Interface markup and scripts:

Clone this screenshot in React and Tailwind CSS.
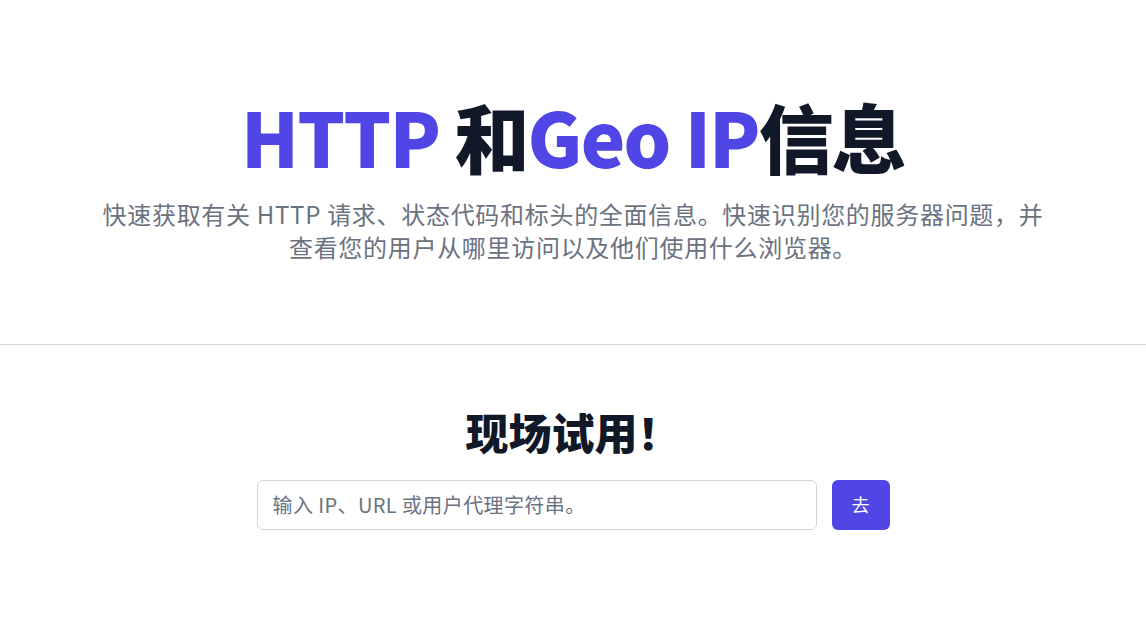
export default function App() {
  const font = { fontFamily: '"Noto Sans CJK SC", "Noto Sans", sans-serif' };
  return (
    <div className="min-h-screen bg-white" style={font}>
      <section className="flex flex-col items-center px-4 pt-[98px] pb-[81px] text-center">
        <h1 className="text-[75px] font-black leading-none tracking-tight text-[#111827]">
          <span className="text-[#4f46e5]">HTTP</span> 和<span className="text-[#4f46e5]">Geo IP</span>信息
        </h1>
        <p className="mt-[24px] max-w-[960px] text-[24px] leading-[33px] tracking-[0.7px] text-[#6b7280]">
          快速获取有关 HTTP 请求、状态代码和标头的全面信息。快速识别您的服务器问题，并查看您的用户从哪里访问以及他们使用什么浏览器。
        </p>
      </section>
      <div className="border-t border-[#d1d5db]" />
      <section className="flex flex-col items-center pt-[60px]">
        <h2 className="text-[43px] font-black leading-tight text-[#111827]">现场试用！</h2>
        <div className="mt-[21px] flex items-center gap-[15px]">
          <input
            type="text"
            placeholder="输入 IP、URL 或用户代理字符串。"
            className="h-[50px] w-[560px] rounded-md border border-[#d1d5db] px-[15px] text-[20px] tracking-[0.4px] text-[#111827] placeholder:text-[#6b7280] outline-none"
          />
          <button className="h-[50px] w-[58px] rounded-md bg-[#4f46e5] text-[18px] text-white">去</button>
        </div>
      </section>
    </div>
  );
}
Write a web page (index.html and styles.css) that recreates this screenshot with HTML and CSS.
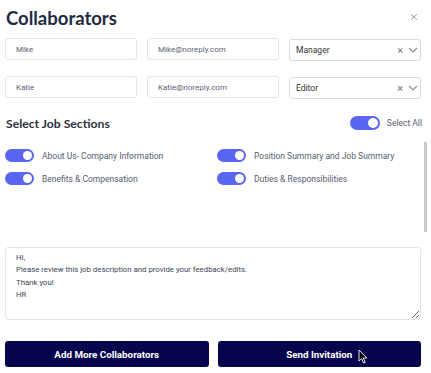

Task: Repeat the full listing above exactly, with no pictures in the copy.

Output of the task:
Clone this screenshot in React and Tailwind CSS.
export default function App() {
  const font = { fontFamily: '"Noto Sans CJK SC", "Noto Sans", sans-serif' };
  return (
    <div className="min-h-screen bg-white" style={font}>
      <section className="flex flex-col items-center px-4 pt-[98px] pb-[81px] text-center">
        <h1 className="text-[75px] font-black leading-none tracking-tight text-[#111827]">
          <span className="text-[#4f46e5]">HTTP</span> 和<span className="text-[#4f46e5]">Geo IP</span>信息
        </h1>
        <p className="mt-[24px] max-w-[960px] text-[24px] leading-[33px] tracking-[0.7px] text-[#6b7280]">
          快速获取有关 HTTP 请求、状态代码和标头的全面信息。快速识别您的服务器问题，并查看您的用户从哪里访问以及他们使用什么浏览器。
        </p>
      </section>
      <div className="border-t border-[#d1d5db]" />
      <section className="flex flex-col items-center pt-[60px]">
        <h2 className="text-[43px] font-black leading-tight text-[#111827]">现场试用！</h2>
        <div className="mt-[21px] flex items-center gap-[15px]">
          <input
            type="text"
            placeholder="输入 IP、URL 或用户代理字符串。"
            className="h-[50px] w-[560px] rounded-md border border-[#d1d5db] px-[15px] text-[20px] tracking-[0.4px] text-[#111827] placeholder:text-[#6b7280] outline-none"
          />
          <button className="h-[50px] w-[58px] rounded-md bg-[#4f46e5] text-[18px] text-white">去</button>
        </div>
      </section>
    </div>
  );
}
Write a web page (index.html and styles.css) that recreates this screenshot with HTML and CSS.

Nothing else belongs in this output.